Up in space, Raven is getting her spacewalk, waiting for Clarke's signal to activate the ring so she can access the docking bay controls. It's tight, but she gets it done, and the crew gets inside. Their oxygen is critically low, but there's nothing to breathe on the station yet; they need to hook up the device they brought along. Again, it's a tense scene, but they get it done. Time to settle in for five years in space.
A chyron appears on the screen to let us know that six years and seven days have passed....
Clarke is alive and well, looking like she's ready to ride the Fury Road. She's I-am-Legend it up, talking over a radio every day as if she's talking to Bellamy, though no one ever answers. She tells him that the bunker is still lost, buried in rubble, though there's no reason to doubt its inhabitants are still alive.
Suddenly, a ship breaks through the atmosphere, and she leaps up in anticipation. She goes to awaken her companion, a young Nightblood she met sometime since they became the only people left on Earth. The girl, Madi, points out that the approaching ship is larger than Clarke had described.

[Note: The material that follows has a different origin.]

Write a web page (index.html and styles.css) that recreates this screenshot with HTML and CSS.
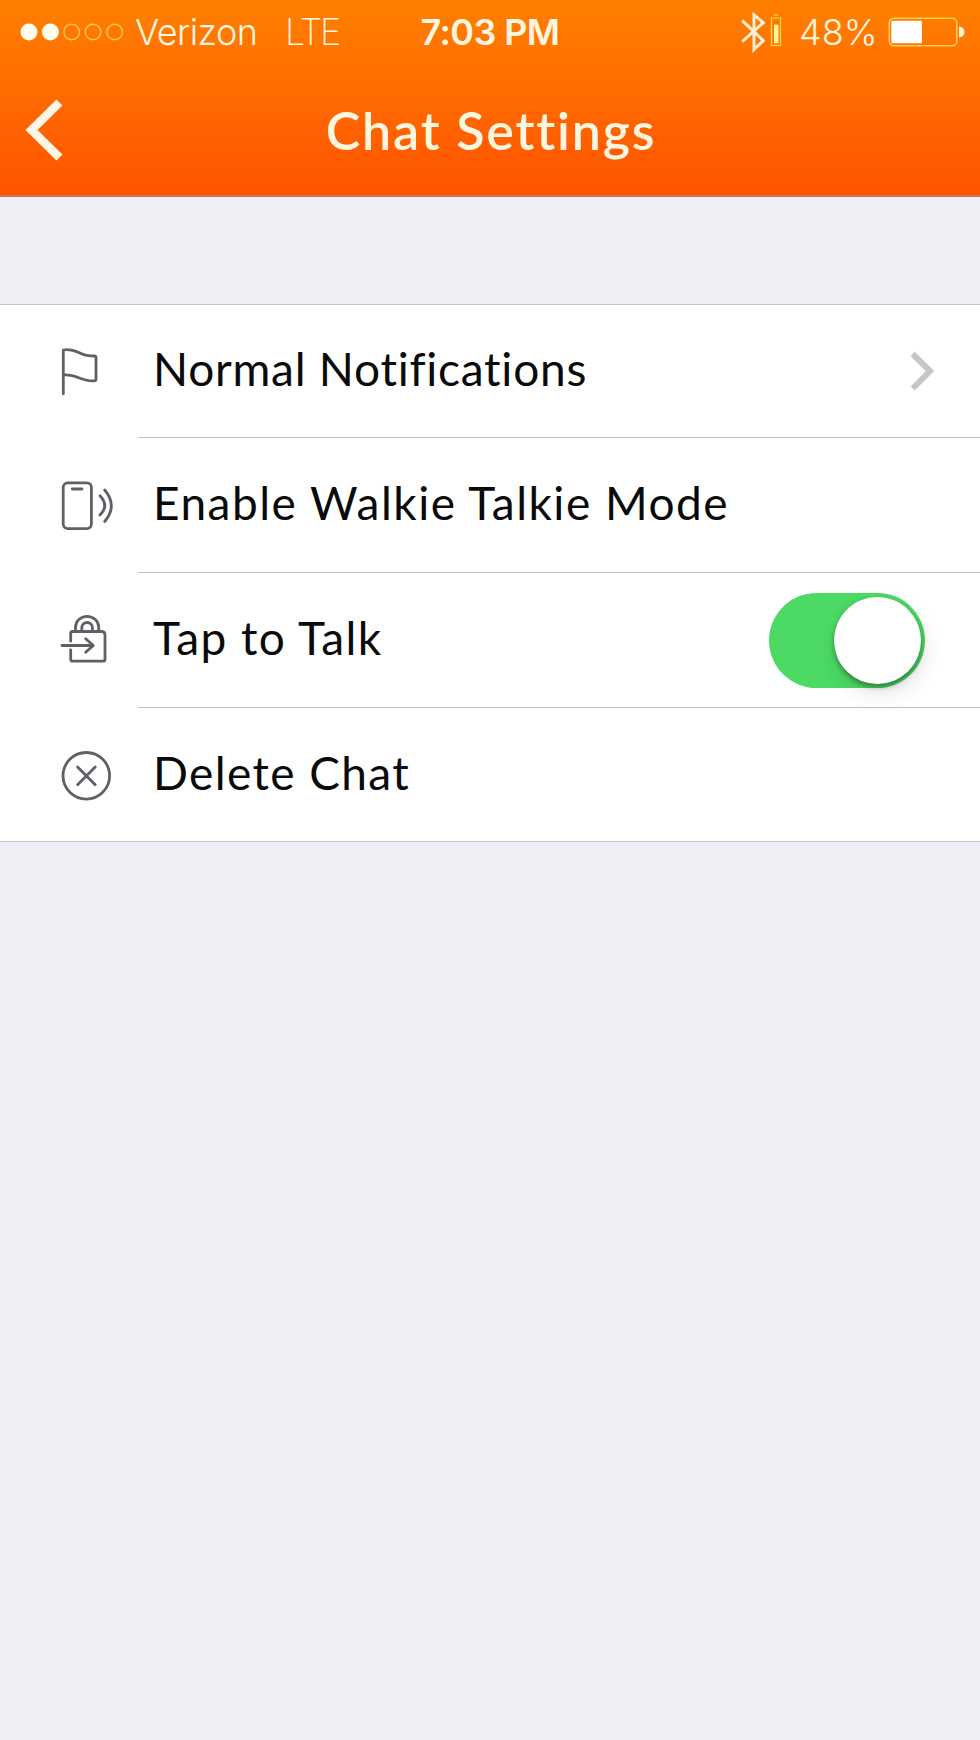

Madi's right. This is not the shuttle that left Becca's island 2199 days ago. It's a much more forbidding vessel, marked "Eligius Corporation," "Prison transport." These are the people we heard about once before, presumably...it was said that Nightblood was created to keep prison laborers alive in space as they were shipped off in cryosleep to do hard labor offworld. So we might not even be talking about the descendants of the prisoners, these are very likely the original prisoners, returning to a devastated planet with the intention of ruling it.
Of course, we'll have to wait until 2018 to see what happens next, but man oh man, I am so glad we will definitely see what happens next! Thanks for another amazing season of The 100!
(I hope people don't lose their minds too hard next year when we almost certainly see Bellamy and Echo have been a couple for a long time. Those shipper fans are intense!)